> *Subject:* Re: DNA Wormholes can cause cancer (what!?)
>
> Chris,
>
Hi. It sounds like you might be in computing since you mentioned some
terms like "reposited" (I've never heard of that in bio!)? If so, you are
very well educated in biology. Nice job! Your knowledge of the complexity
of a cell and of things moving around via motor proteins and the
cytoskeleton as opposed to diffusion only, etc. are real impressive. Many
of the computer and engineering guys I know seem to be allergic to biology
knowledge. Although, I admit I know almost nothing about computing either,
except for stuff from a few simple classes in Pascal, Fortran, etc. a long,
long time ago.
I'd never heard of that model where they ran it backwards to find the
genesis of life, but it sounds pretty neat. I think it's certainly
possible that life started in a far away stellar nursery and then came to
Earth on a comet or something. Although, I kind of liked that Star Trek
(The Next Gen.) episode where some ancient race of bald people seeded lots
of different oceans with their DNA and put a code in their that, once we
decipher it, will play a video of the bald people talking to us. I thought
that was one of their best episodes. But, the final question is still
there. How did the life originate where ever it came from? I can't rule
out anything, but I bet they'll be able to someday figure out a chemical
mechanism for things to start replicating themselves.
One big advantage that computing and engineering have over drug
discovery is that the scientist can design a system he or she wants to make
when it's code or a chip or something. But, because everything is so wet,
bouncing around, cross-reacting and "squishy" in bio, it's hard to design
things to work just the way you want them. Cells are always mutating,
proteins are always moving around and chemicals are always cross-reacting.
I think we'll eventually need to combine small mol. drugs and biological
drugs with nanotechnological devices and tiny molecular computers to cure
diseases.
I checked out that article on microbes being passed from generation to
generation. It was very interesting; although, it kind of sounded like it
was passed via an environmental route because the next generation of
animals lived in the same environment as the previous generation, and the
microbes are probably all over the environment in the form of feces, shed
fur, surfaces, animals touching each other, etc. I'd have to read more
about it, but it sounded like not quite a direct mechanism of transmission.

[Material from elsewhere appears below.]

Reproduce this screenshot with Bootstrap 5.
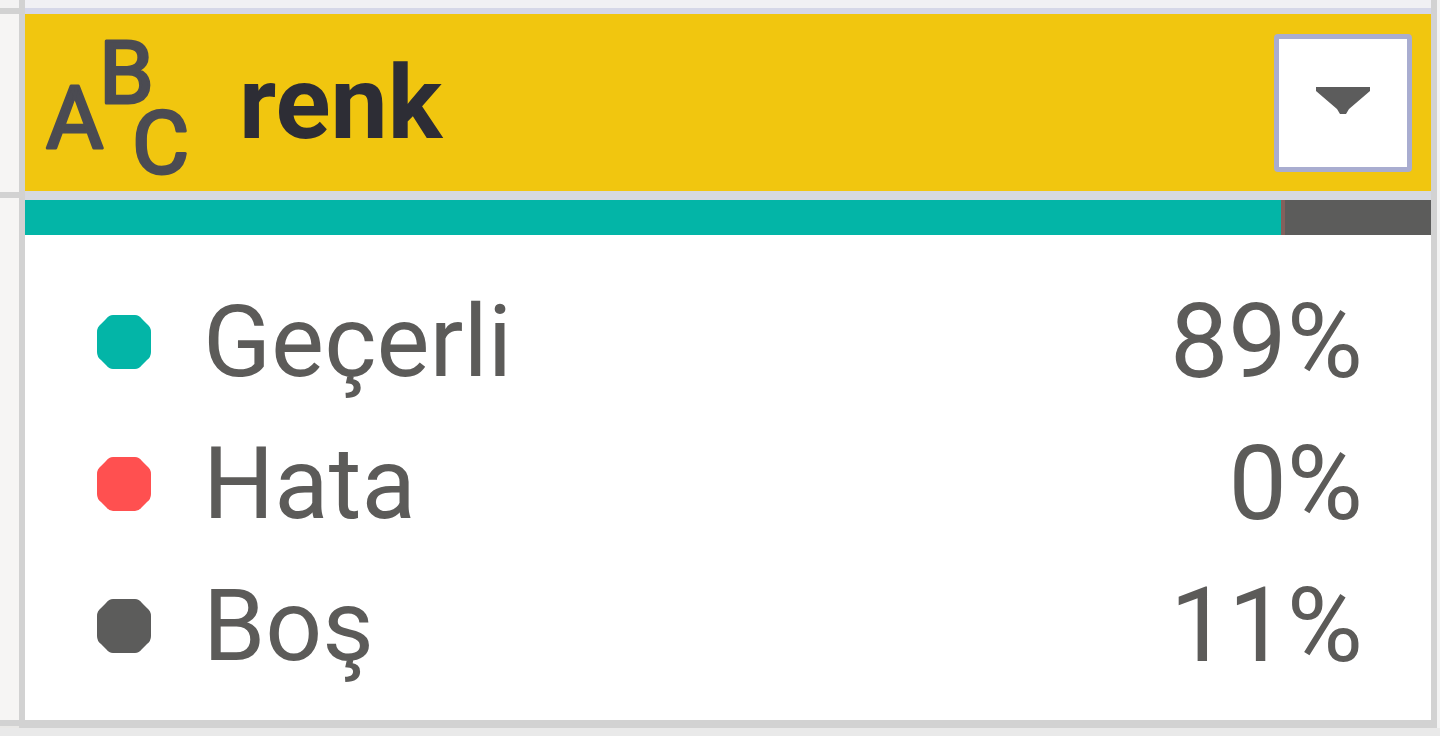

One more pontification, and I promise I'll stop, but I think some of
the physics guys could learn from biochemists because biochemists are
always looking for mechanisms of action for how things work. But, it seems
like the physicists are more content to say something works and we have the
math to describe it. For instance, I don't think they really know even why
positive and negative charges attract or two positive charges repel, do
they? I know there are fields of force, and exchange of photons (or other
force particles for other forces), but how exactly does this lead to
attraction or repulsion? I admit I know very little about it, but this
kind of thing frustrates me when reading popular physics articles. In
their defense, though, force particles are much smaller than proteins!
At least, Monday is over! Have a good week.